▸ **Raw data**
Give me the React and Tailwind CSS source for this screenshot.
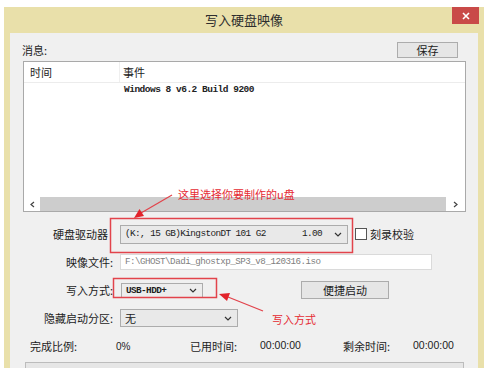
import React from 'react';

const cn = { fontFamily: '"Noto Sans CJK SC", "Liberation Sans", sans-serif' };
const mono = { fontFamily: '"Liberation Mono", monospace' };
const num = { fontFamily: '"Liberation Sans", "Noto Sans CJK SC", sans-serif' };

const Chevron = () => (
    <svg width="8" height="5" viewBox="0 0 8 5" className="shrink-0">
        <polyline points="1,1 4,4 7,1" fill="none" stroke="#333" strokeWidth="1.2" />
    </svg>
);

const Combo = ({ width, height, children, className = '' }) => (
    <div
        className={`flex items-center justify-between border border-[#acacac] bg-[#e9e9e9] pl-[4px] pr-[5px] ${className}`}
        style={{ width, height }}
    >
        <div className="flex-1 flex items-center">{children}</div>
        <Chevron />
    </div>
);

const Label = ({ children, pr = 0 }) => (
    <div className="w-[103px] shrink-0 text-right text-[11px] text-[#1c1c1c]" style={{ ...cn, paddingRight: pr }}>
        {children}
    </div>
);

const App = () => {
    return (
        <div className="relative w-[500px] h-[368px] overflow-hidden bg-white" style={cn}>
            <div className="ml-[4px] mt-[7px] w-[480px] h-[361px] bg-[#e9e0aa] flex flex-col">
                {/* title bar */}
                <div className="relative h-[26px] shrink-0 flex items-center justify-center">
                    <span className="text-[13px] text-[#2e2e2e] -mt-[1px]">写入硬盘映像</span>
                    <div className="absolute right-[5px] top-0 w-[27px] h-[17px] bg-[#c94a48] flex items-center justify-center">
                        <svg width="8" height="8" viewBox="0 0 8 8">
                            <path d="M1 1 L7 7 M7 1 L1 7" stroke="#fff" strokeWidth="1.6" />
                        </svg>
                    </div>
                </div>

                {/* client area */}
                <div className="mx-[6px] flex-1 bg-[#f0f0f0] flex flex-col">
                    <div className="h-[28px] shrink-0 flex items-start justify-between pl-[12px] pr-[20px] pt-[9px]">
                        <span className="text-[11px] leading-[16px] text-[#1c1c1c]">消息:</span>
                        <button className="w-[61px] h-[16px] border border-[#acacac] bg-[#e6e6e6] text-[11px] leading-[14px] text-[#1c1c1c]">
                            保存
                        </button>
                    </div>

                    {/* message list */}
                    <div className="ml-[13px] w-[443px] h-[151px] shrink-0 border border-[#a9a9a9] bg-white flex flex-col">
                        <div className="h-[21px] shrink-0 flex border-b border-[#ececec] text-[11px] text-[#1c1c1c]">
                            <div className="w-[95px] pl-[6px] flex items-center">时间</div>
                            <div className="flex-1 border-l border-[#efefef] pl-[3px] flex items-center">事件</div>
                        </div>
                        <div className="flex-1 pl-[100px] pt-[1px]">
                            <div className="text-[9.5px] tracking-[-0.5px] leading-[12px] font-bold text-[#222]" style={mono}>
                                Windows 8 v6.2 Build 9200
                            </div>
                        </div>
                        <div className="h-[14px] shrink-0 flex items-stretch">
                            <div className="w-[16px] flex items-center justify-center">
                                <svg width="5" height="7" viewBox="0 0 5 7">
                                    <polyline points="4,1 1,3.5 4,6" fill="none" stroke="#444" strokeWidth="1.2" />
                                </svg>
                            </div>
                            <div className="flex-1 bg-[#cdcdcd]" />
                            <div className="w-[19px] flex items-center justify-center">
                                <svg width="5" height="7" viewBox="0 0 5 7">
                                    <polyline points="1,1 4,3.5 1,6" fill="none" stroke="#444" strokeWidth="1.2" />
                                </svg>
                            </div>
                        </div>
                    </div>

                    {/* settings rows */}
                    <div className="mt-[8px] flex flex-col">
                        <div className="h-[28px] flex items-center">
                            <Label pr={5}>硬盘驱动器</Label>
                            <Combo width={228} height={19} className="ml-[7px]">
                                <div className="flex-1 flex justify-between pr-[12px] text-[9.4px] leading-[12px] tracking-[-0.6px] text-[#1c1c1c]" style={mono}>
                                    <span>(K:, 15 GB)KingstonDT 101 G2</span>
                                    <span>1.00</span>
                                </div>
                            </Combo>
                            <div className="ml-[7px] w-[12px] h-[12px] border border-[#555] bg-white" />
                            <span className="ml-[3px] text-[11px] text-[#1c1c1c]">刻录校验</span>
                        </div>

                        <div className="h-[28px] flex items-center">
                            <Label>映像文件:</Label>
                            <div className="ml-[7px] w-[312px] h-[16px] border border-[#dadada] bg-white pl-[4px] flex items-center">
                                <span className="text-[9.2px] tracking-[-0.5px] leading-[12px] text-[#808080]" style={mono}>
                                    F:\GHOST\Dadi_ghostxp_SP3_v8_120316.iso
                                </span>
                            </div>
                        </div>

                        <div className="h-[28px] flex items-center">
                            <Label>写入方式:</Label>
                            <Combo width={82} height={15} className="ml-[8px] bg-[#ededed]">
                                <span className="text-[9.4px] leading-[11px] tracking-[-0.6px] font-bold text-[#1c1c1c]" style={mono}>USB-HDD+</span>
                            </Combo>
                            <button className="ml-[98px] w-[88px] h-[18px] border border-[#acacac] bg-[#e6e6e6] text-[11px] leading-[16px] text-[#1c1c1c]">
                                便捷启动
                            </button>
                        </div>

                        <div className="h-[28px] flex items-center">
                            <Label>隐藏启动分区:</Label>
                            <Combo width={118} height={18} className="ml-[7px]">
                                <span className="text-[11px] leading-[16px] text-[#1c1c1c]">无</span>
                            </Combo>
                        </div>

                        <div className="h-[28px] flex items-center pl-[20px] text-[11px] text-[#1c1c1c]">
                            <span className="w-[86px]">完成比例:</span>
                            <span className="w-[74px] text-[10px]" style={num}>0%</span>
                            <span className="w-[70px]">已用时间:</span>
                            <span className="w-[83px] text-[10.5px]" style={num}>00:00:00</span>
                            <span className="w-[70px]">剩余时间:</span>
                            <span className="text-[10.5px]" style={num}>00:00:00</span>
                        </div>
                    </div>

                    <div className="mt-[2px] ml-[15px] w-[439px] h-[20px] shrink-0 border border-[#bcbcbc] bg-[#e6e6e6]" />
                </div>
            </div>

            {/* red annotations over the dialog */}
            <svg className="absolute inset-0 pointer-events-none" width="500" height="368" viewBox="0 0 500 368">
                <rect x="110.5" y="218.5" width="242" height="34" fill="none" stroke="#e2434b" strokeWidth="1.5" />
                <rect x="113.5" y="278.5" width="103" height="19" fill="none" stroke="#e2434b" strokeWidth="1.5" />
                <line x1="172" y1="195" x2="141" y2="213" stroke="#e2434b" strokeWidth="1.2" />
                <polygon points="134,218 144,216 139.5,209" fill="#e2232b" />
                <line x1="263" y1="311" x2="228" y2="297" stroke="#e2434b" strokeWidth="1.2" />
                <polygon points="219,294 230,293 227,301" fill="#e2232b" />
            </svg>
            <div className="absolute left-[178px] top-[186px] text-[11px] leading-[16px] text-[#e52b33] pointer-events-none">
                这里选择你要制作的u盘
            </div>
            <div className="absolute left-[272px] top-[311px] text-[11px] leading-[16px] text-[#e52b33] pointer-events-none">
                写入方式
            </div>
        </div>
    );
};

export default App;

▸ **Work to complete**
Quote everything in the listing above exactly; pictures are the only thing to omit.

▸ **Reply**
Give me the React and Tailwind CSS source for this screenshot.
import React from 'react';

const cn = { fontFamily: '"Noto Sans CJK SC", "Liberation Sans", sans-serif' };
const mono = { fontFamily: '"Liberation Mono", monospace' };
const num = { fontFamily: '"Liberation Sans", "Noto Sans CJK SC", sans-serif' };

const Chevron = () => (
    <svg width="8" height="5" viewBox="0 0 8 5" className="shrink-0">
        <polyline points="1,1 4,4 7,1" fill="none" stroke="#333" strokeWidth="1.2" />
    </svg>
);

const Combo = ({ width, height, children, className = '' }) => (
    <div
        className={`flex items-center justify-between border border-[#acacac] bg-[#e9e9e9] pl-[4px] pr-[5px] ${className}`}
        style={{ width, height }}
    >
        <div className="flex-1 flex items-center">{children}</div>
        <Chevron />
    </div>
);

const Label = ({ children, pr = 0 }) => (
    <div className="w-[103px] shrink-0 text-right text-[11px] text-[#1c1c1c]" style={{ ...cn, paddingRight: pr }}>
        {children}
    </div>
);

const App = () => {
    return (
        <div className="relative w-[500px] h-[368px] overflow-hidden bg-white" style={cn}>
            <div className="ml-[4px] mt-[7px] w-[480px] h-[361px] bg-[#e9e0aa] flex flex-col">
                {/* title bar */}
                <div className="relative h-[26px] shrink-0 flex items-center justify-center">
                    <span className="text-[13px] text-[#2e2e2e] -mt-[1px]">写入硬盘映像</span>
                    <div className="absolute right-[5px] top-0 w-[27px] h-[17px] bg-[#c94a48] flex items-center justify-center">
                        <svg width="8" height="8" viewBox="0 0 8 8">
                            <path d="M1 1 L7 7 M7 1 L1 7" stroke="#fff" strokeWidth="1.6" />
                        </svg>
                    </div>
                </div>

                {/* client area */}
                <div className="mx-[6px] flex-1 bg-[#f0f0f0] flex flex-col">
                    <div className="h-[28px] shrink-0 flex items-start justify-between pl-[12px] pr-[20px] pt-[9px]">
                        <span className="text-[11px] leading-[16px] text-[#1c1c1c]">消息:</span>
                        <button className="w-[61px] h-[16px] border border-[#acacac] bg-[#e6e6e6] text-[11px] leading-[14px] text-[#1c1c1c]">
                            保存
                        </button>
                    </div>

                    {/* message list */}
                    <div className="ml-[13px] w-[443px] h-[151px] shrink-0 border border-[#a9a9a9] bg-white flex flex-col">
                        <div className="h-[21px] shrink-0 flex border-b border-[#ececec] text-[11px] text-[#1c1c1c]">
                            <div className="w-[95px] pl-[6px] flex items-center">时间</div>
                            <div className="flex-1 border-l border-[#efefef] pl-[3px] flex items-center">事件</div>
                        </div>
                        <div className="flex-1 pl-[100px] pt-[1px]">
                            <div className="text-[9.5px] tracking-[-0.5px] leading-[12px] font-bold text-[#222]" style={mono}>
                                Windows 8 v6.2 Build 9200
                            </div>
                        </div>
                        <div className="h-[14px] shrink-0 flex items-stretch">
                            <div className="w-[16px] flex items-center justify-center">
                                <svg width="5" height="7" viewBox="0 0 5 7">
                                    <polyline points="4,1 1,3.5 4,6" fill="none" stroke="#444" strokeWidth="1.2" />
                                </svg>
                            </div>
                            <div className="flex-1 bg-[#cdcdcd]" />
                            <div className="w-[19px] flex items-center justify-center">
                                <svg width="5" height="7" viewBox="0 0 5 7">
                                    <polyline points="1,1 4,3.5 1,6" fill="none" stroke="#444" strokeWidth="1.2" />
                                </svg>
                            </div>
                        </div>
                    </div>

                    {/* settings rows */}
                    <div className="mt-[8px] flex flex-col">
                        <div className="h-[28px] flex items-center">
                            <Label pr={5}>硬盘驱动器</Label>
                            <Combo width={228} height={19} className="ml-[7px]">
                                <div className="flex-1 flex justify-between pr-[12px] text-[9.4px] leading-[12px] tracking-[-0.6px] text-[#1c1c1c]" style={mono}>
                                    <span>(K:, 15 GB)KingstonDT 101 G2</span>
                                    <span>1.00</span>
                                </div>
                            </Combo>
                            <div className="ml-[7px] w-[12px] h-[12px] border border-[#555] bg-white" />
                            <span className="ml-[3px] text-[11px] text-[#1c1c1c]">刻录校验</span>
                        </div>

                        <div className="h-[28px] flex items-center">
                            <Label>映像文件:</Label>
                            <div className="ml-[7px] w-[312px] h-[16px] border border-[#dadada] bg-white pl-[4px] flex items-center">
                                <span className="text-[9.2px] tracking-[-0.5px] leading-[12px] text-[#808080]" style={mono}>
                                    F:\GHOST\Dadi_ghostxp_SP3_v8_120316.iso
                                </span>
                            </div>
                        </div>

                        <div className="h-[28px] flex items-center">
                            <Label>写入方式:</Label>
                            <Combo width={82} height={15} className="ml-[8px] bg-[#ededed]">
                                <span className="text-[9.4px] leading-[11px] tracking-[-0.6px] font-bold text-[#1c1c1c]" style={mono}>USB-HDD+</span>
                            </Combo>
                            <button className="ml-[98px] w-[88px] h-[18px] border border-[#acacac] bg-[#e6e6e6] text-[11px] leading-[16px] text-[#1c1c1c]">
                                便捷启动
                            </button>
                        </div>

                        <div className="h-[28px] flex items-center">
                            <Label>隐藏启动分区:</Label>
                            <Combo width={118} height={18} className="ml-[7px]">
                                <span className="text-[11px] leading-[16px] text-[#1c1c1c]">无</span>
                            </Combo>
                        </div>

                        <div className="h-[28px] flex items-center pl-[20px] text-[11px] text-[#1c1c1c]">
                            <span className="w-[86px]">完成比例:</span>
                            <span className="w-[74px] text-[10px]" style={num}>0%</span>
                            <span className="w-[70px]">已用时间:</span>
                            <span className="w-[83px] text-[10.5px]" style={num}>00:00:00</span>
                            <span className="w-[70px]">剩余时间:</span>
                            <span className="text-[10.5px]" style={num}>00:00:00</span>
                        </div>
                    </div>

                    <div className="mt-[2px] ml-[15px] w-[439px] h-[20px] shrink-0 border border-[#bcbcbc] bg-[#e6e6e6]" />
                </div>
            </div>

            {/* red annotations over the dialog */}
            <svg className="absolute inset-0 pointer-events-none" width="500" height="368" viewBox="0 0 500 368">
                <rect x="110.5" y="218.5" width="242" height="34" fill="none" stroke="#e2434b" strokeWidth="1.5" />
                <rect x="113.5" y="278.5" width="103" height="19" fill="none" stroke="#e2434b" strokeWidth="1.5" />
                <line x1="172" y1="195" x2="141" y2="213" stroke="#e2434b" strokeWidth="1.2" />
                <polygon points="134,218 144,216 139.5,209" fill="#e2232b" />
                <line x1="263" y1="311" x2="228" y2="297" stroke="#e2434b" strokeWidth="1.2" />
                <polygon points="219,294 230,293 227,301" fill="#e2232b" />
            </svg>
            <div className="absolute left-[178px] top-[186px] text-[11px] leading-[16px] text-[#e52b33] pointer-events-none">
                这里选择你要制作的u盘
            </div>
            <div className="absolute left-[272px] top-[311px] text-[11px] leading-[16px] text-[#e52b33] pointer-events-none">
                写入方式
            </div>
        </div>
    );
};

export default App;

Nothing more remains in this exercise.